After new Florida Gators head coach Will Muschamp concluded his introductory press conference Tuesday, the media surrounded a few players – including redshirt junior quarterback John Brantley – to gauge their impressions of the new man in charge.
However, when it came to Brantley, the real question of the evening was whether or not he would transfer after the 2011 Outback Bowl on Jan. 1.
“I’m sure we will still talk about it,” said Brantley, giving an indication for the first time that transferring is a legitimate option for him. “We have a little relationship with coach Muschamp from when I was committed to Texas, so we’ll definitely see what happens. [Hiring Muschamp] definitely changes a lot, but we’re going to have some conversation and figure this thing out.”
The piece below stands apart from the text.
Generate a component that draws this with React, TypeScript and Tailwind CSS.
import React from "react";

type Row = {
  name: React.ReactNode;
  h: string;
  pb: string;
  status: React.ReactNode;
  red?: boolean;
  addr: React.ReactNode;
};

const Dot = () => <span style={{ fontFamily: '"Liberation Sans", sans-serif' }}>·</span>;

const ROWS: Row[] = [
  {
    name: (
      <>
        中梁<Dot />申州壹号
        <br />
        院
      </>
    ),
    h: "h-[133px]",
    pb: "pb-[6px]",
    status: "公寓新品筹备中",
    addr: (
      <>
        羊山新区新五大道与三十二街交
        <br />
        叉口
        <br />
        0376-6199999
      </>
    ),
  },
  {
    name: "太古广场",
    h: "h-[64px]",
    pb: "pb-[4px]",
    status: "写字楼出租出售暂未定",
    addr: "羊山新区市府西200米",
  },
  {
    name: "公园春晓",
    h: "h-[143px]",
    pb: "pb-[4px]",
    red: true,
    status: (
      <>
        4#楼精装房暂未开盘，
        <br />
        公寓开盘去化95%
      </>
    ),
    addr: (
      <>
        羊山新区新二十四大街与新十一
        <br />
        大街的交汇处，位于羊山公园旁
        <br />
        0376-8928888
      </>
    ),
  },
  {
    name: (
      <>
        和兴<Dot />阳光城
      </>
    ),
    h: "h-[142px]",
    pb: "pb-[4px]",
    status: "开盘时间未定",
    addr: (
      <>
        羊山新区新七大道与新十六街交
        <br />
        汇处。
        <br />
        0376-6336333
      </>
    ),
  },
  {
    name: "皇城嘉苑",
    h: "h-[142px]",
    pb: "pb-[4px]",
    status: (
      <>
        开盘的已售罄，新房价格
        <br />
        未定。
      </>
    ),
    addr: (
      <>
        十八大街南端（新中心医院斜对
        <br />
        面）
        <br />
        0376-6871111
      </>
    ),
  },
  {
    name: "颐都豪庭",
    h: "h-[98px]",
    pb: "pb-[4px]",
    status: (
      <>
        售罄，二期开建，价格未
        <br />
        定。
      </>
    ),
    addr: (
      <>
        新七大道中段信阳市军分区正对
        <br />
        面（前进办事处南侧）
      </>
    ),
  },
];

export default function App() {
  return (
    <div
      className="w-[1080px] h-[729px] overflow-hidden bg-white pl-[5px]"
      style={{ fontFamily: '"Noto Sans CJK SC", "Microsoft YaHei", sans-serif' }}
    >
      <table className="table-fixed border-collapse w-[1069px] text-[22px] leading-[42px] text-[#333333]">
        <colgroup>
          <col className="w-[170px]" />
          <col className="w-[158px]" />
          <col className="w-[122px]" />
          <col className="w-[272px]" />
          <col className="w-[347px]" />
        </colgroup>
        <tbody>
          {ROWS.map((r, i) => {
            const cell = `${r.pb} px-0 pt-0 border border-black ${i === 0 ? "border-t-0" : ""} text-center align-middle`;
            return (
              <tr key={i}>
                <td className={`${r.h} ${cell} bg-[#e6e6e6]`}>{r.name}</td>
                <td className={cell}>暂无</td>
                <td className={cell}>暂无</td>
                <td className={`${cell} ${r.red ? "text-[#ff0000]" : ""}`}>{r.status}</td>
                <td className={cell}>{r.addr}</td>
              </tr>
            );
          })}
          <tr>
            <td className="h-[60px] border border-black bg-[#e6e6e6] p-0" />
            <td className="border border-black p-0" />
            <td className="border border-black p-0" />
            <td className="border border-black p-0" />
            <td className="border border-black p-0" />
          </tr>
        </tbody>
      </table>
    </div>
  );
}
Later Brantley did a quick interview with ESPN and gave a similar statement. “I’m still going to sit down with my family after this bowl game,” he said. “I think coach Muschamp is a great coach and he’s going to have a great staff come in here. But I’m still going to sit down with my family and talk about things.”
Though he did not mention it on Tuesday, Brantley has a third road he can go down in addition to returning to Florida or transferring to another school. That road goes to the NFL and will certainly be a consideration when he meets with his family.
Think about Brantley’s options for a second. He can start over with the Gators under Muschamp and a currently unnamed offensive coordinator who will ideally install a pro-style offense, transfer to a FCS program and try to raise his draft stock, transfer to another FBS program (he will graduate and be eligible to do so without sitting out), or simply head for greener pastures now and hope he performs well enough to be drafted in a later round or catch on somewhere as an undrafted free agent with upside.
Staying at Florida is probably Brantley’s best bet – give the new coach a chance and see what happens. He would have the inside track at the starting job and the ability to shine if one is to believe that offensive coordinator Steve Addazio and the offensive schemes are to blame. (Obviously Brantley’s poor play was a lot of his own doing as well.)
Transferring could work, but for every Joe Flacco (went to Pittsburgh, transferred to Delaware, drafted No. 18 overall in the 2008 NFL Draft) there are dozens of quarterbacks who make the same decision and whom you either never hear from again or still end up going undrafted when their NCAA eligibility expires. Brantley has to consider whether he would be in the minority or the majority in that scenario.
The NFL, however, gives Brantley another option: forget college. He can wipe his hands of the spread offense or the spread-to-pro-style hybrid that may be in place with the Gators next year. He wouldn’t have to worry about starting fresh elsewhere for one year (Flacco had two years at Delaware). Instead he can concentrate on his mechanics, train hard and try to “wow” scouts into believing that his struggles were all his team’s fault.
Taking the later route may be the most difficult. Perhaps Brantley doesn’t great drafted until the third day – if at all. Maybe he has to work his way up from the practice squad. But a respite at another school could end up doing nothing for him – maybe his stats get inflated and he performs better, but will he actually improve as a player?
No matter what Brantley decides, head coach Urban Meyer stepping down provided him with more options than he would have had if he stayed. Sticking around at Florida is probably his best choice, but his opportunities are not limited as limited as they could be.